# Exercise instructions
Write out all of the data exactly as it appears.

# Recorded information
★ ★ ★ ★ ★ ★ ★
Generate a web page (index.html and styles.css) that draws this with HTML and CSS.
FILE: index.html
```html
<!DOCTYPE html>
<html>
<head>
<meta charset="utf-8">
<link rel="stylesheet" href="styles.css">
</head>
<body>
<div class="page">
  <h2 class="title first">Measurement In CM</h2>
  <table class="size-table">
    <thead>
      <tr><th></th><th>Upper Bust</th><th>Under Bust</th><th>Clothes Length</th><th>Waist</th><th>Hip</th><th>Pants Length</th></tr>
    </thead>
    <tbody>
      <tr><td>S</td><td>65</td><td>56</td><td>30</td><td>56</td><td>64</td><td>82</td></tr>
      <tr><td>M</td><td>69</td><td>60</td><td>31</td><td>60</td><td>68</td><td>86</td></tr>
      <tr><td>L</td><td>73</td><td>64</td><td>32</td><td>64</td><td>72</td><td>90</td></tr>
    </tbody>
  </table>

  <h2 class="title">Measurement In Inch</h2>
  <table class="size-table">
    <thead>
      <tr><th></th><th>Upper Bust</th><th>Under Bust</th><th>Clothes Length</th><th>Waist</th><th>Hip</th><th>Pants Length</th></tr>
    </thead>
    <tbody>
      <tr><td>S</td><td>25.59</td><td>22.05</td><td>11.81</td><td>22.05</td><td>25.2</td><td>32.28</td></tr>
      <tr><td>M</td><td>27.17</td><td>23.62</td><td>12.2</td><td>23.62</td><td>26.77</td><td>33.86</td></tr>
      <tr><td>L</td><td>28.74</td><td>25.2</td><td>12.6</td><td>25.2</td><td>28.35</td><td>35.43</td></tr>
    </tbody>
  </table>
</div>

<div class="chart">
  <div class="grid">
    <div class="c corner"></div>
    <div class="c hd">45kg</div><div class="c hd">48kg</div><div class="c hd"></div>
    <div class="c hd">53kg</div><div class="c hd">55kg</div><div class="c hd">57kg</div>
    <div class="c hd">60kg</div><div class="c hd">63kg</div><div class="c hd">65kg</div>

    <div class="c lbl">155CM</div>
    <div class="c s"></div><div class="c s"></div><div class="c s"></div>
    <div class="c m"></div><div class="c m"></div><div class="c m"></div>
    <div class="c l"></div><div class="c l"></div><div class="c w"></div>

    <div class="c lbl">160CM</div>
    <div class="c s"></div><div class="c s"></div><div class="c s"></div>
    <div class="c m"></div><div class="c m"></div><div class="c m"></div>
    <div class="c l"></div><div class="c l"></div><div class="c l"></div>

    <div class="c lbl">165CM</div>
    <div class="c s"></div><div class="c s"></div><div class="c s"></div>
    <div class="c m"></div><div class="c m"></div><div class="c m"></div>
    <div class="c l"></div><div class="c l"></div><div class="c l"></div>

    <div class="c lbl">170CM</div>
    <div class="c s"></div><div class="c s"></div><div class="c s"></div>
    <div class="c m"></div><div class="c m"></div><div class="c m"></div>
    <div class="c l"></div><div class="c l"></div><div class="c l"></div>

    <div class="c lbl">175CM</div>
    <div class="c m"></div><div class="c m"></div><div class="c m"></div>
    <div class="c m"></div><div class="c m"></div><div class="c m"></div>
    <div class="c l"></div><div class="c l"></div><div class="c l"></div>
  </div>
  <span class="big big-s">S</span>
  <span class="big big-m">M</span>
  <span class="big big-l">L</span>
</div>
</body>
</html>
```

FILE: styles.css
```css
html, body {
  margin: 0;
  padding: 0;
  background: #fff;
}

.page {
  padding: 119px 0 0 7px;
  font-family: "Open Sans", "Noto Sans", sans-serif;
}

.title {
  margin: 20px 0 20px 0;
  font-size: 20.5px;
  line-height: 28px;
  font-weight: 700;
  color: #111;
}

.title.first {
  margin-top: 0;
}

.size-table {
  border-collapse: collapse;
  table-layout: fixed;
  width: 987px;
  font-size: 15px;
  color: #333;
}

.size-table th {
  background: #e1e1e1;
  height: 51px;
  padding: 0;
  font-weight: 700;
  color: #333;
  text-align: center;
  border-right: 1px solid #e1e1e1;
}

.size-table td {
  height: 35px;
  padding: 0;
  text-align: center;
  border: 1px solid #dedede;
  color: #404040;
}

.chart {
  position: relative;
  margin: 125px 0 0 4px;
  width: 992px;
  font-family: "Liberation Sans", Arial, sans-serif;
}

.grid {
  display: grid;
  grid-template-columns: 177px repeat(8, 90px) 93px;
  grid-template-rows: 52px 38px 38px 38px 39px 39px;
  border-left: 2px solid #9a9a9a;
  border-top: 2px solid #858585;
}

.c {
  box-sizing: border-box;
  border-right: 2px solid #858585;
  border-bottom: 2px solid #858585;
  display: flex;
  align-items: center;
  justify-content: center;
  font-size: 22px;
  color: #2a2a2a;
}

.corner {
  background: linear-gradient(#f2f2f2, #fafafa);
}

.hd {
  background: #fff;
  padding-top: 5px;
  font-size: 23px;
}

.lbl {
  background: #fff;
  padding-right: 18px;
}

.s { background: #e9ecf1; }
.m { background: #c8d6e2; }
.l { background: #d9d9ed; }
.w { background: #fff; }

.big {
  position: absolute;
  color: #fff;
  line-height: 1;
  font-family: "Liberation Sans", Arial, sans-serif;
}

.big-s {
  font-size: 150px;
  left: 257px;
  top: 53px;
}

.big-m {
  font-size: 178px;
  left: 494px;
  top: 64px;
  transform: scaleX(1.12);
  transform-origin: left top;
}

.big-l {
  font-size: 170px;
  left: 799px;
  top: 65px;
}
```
★ ★ ★ ★ ★ ★ ★
# Correct output
Generate a web page (index.html and styles.css) that draws this with HTML and CSS.
FILE: index.html
```html
<!DOCTYPE html>
<html>
<head>
<meta charset="utf-8">
<link rel="stylesheet" href="styles.css">
</head>
<body>
<div class="page">
  <h2 class="title first">Measurement In CM</h2>
  <table class="size-table">
    <thead>
      <tr><th></th><th>Upper Bust</th><th>Under Bust</th><th>Clothes Length</th><th>Waist</th><th>Hip</th><th>Pants Length</th></tr>
    </thead>
    <tbody>
      <tr><td>S</td><td>65</td><td>56</td><td>30</td><td>56</td><td>64</td><td>82</td></tr>
      <tr><td>M</td><td>69</td><td>60</td><td>31</td><td>60</td><td>68</td><td>86</td></tr>
      <tr><td>L</td><td>73</td><td>64</td><td>32</td><td>64</td><td>72</td><td>90</td></tr>
    </tbody>
  </table>

  <h2 class="title">Measurement In Inch</h2>
  <table class="size-table">
    <thead>
      <tr><th></th><th>Upper Bust</th><th>Under Bust</th><th>Clothes Length</th><th>Waist</th><th>Hip</th><th>Pants Length</th></tr>
    </thead>
    <tbody>
      <tr><td>S</td><td>25.59</td><td>22.05</td><td>11.81</td><td>22.05</td><td>25.2</td><td>32.28</td></tr>
      <tr><td>M</td><td>27.17</td><td>23.62</td><td>12.2</td><td>23.62</td><td>26.77</td><td>33.86</td></tr>
      <tr><td>L</td><td>28.74</td><td>25.2</td><td>12.6</td><td>25.2</td><td>28.35</td><td>35.43</td></tr>
    </tbody>
  </table>
</div>

<div class="chart">
  <div class="grid">
    <div class="c corner"></div>
    <div class="c hd">45kg</div><div class="c hd">48kg</div><div class="c hd"></div>
    <div class="c hd">53kg</div><div class="c hd">55kg</div><div class="c hd">57kg</div>
    <div class="c hd">60kg</div><div class="c hd">63kg</div><div class="c hd">65kg</div>

    <div class="c lbl">155CM</div>
    <div class="c s"></div><div class="c s"></div><div class="c s"></div>
    <div class="c m"></div><div class="c m"></div><div class="c m"></div>
    <div class="c l"></div><div class="c l"></div><div class="c w"></div>

    <div class="c lbl">160CM</div>
    <div class="c s"></div><div class="c s"></div><div class="c s"></div>
    <div class="c m"></div><div class="c m"></div><div class="c m"></div>
    <div class="c l"></div><div class="c l"></div><div class="c l"></div>

    <div class="c lbl">165CM</div>
    <div class="c s"></div><div class="c s"></div><div class="c s"></div>
    <div class="c m"></div><div class="c m"></div><div class="c m"></div>
    <div class="c l"></div><div class="c l"></div><div class="c l"></div>

    <div class="c lbl">170CM</div>
    <div class="c s"></div><div class="c s"></div><div class="c s"></div>
    <div class="c m"></div><div class="c m"></div><div class="c m"></div>
    <div class="c l"></div><div class="c l"></div><div class="c l"></div>

    <div class="c lbl">175CM</div>
    <div class="c m"></div><div class="c m"></div><div class="c m"></div>
    <div class="c m"></div><div class="c m"></div><div class="c m"></div>
    <div class="c l"></div><div class="c l"></div><div class="c l"></div>
  </div>
  <span class="big big-s">S</span>
  <span class="big big-m">M</span>
  <span class="big big-l">L</span>
</div>
</body>
</html>
```

FILE: styles.css
```css
html, body {
  margin: 0;
  padding: 0;
  background: #fff;
}

.page {
  padding: 119px 0 0 7px;
  font-family: "Open Sans", "Noto Sans", sans-serif;
}

.title {
  margin: 20px 0 20px 0;
  font-size: 20.5px;
  line-height: 28px;
  font-weight: 700;
  color: #111;
}

.title.first {
  margin-top: 0;
}

.size-table {
  border-collapse: collapse;
  table-layout: fixed;
  width: 987px;
  font-size: 15px;
  color: #333;
}

.size-table th {
  background: #e1e1e1;
  height: 51px;
  padding: 0;
  font-weight: 700;
  color: #333;
  text-align: center;
  border-right: 1px solid #e1e1e1;
}

.size-table td {
  height: 35px;
  padding: 0;
  text-align: center;
  border: 1px solid #dedede;
  color: #404040;
}

.chart {
  position: relative;
  margin: 125px 0 0 4px;
  width: 992px;
  font-family: "Liberation Sans", Arial, sans-serif;
}

.grid {
  display: grid;
  grid-template-columns: 177px repeat(8, 90px) 93px;
  grid-template-rows: 52px 38px 38px 38px 39px 39px;
  border-left: 2px solid #9a9a9a;
  border-top: 2px solid #858585;
}

.c {
  box-sizing: border-box;
  border-right: 2px solid #858585;
  border-bottom: 2px solid #858585;
  display: flex;
  align-items: center;
  justify-content: center;
  font-size: 22px;
  color: #2a2a2a;
}

.corner {
  background: linear-gradient(#f2f2f2, #fafafa);
}

.hd {
  background: #fff;
  padding-top: 5px;
  font-size: 23px;
}

.lbl {
  background: #fff;
  padding-right: 18px;
}

.s { background: #e9ecf1; }
.m { background: #c8d6e2; }
.l { background: #d9d9ed; }
.w { background: #fff; }

.big {
  position: absolute;
  color: #fff;
  line-height: 1;
  font-family: "Liberation Sans", Arial, sans-serif;
}

.big-s {
  font-size: 150px;
  left: 257px;
  top: 53px;
}

.big-m {
  font-size: 178px;
  left: 494px;
  top: 64px;
  transform: scaleX(1.12);
  transform-origin: left top;
}

.big-l {
  font-size: 170px;
  left: 799px;
  top: 65px;
}
```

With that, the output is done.